In the beautiful theology of creation and incarnation, of nature and grace, the fleshing of God has revealed, once and for all, what it means to be truly human. We achieve our true humanity, not by running away from the world and its joys and pleasures, or by turning our backs on it in fear or doubt. Christ does not reveal what it is to be divine but what it is to be human. It is often said that we are not human beings trying to become spiritual. We are spiritual beings trying to become truly human. That our often faint and distorted God-likeness might become purified, clarified, intensified and completed in us, is the purpose of creation and incarnation.
This completion, this transformation is not something added on from outside, so to speak, to our ‘mere’ human nature – a kind of divine layer on top of our ordinary humanity. It is rather the revelation of the intrinsic meaning of our very lives. The graced unfolding of our lives is God’s dream within us becoming true.

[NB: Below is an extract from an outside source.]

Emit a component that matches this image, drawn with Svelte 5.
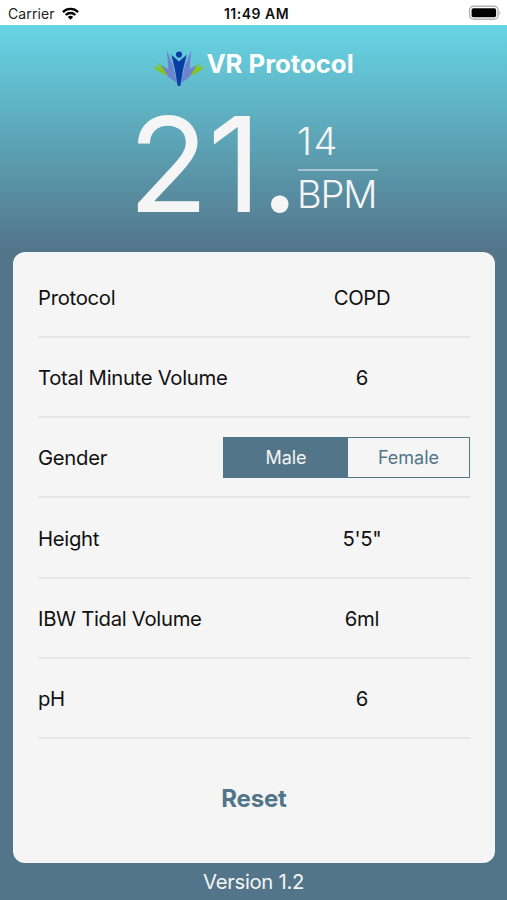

There is a lift and a depth about a theology of nature and grace. It discerns the free movement of the Holy Spirit wherever people are committed to genuine human values and humanitarian pursuits. It identifies the longing for God in all human longing. It sees God’s spirit ranging across the whole spectrum of creation, of history and of individual experiences in ways far beyond the constricted and limited places, people and things to which many of our textbook theologies, catechisms and homiletic suggestions would restrict it. It takes its shape and texture from the passion of Jesus for making possible for everybody, the actual here-and-now experience of the abundant life. And from the wild freedom of the Holy Spirit.
Moral theologian Father Kevin Kelly has written: ‘Evangelisation is really about something very simple, wonderful and exciting. It is about being truly human, each in our own unique way, and both translating and interpreting God’s love story in the language of our modern age – and so helping people read that same story in the wonder of their own being and even in the ambiguity of their lives.’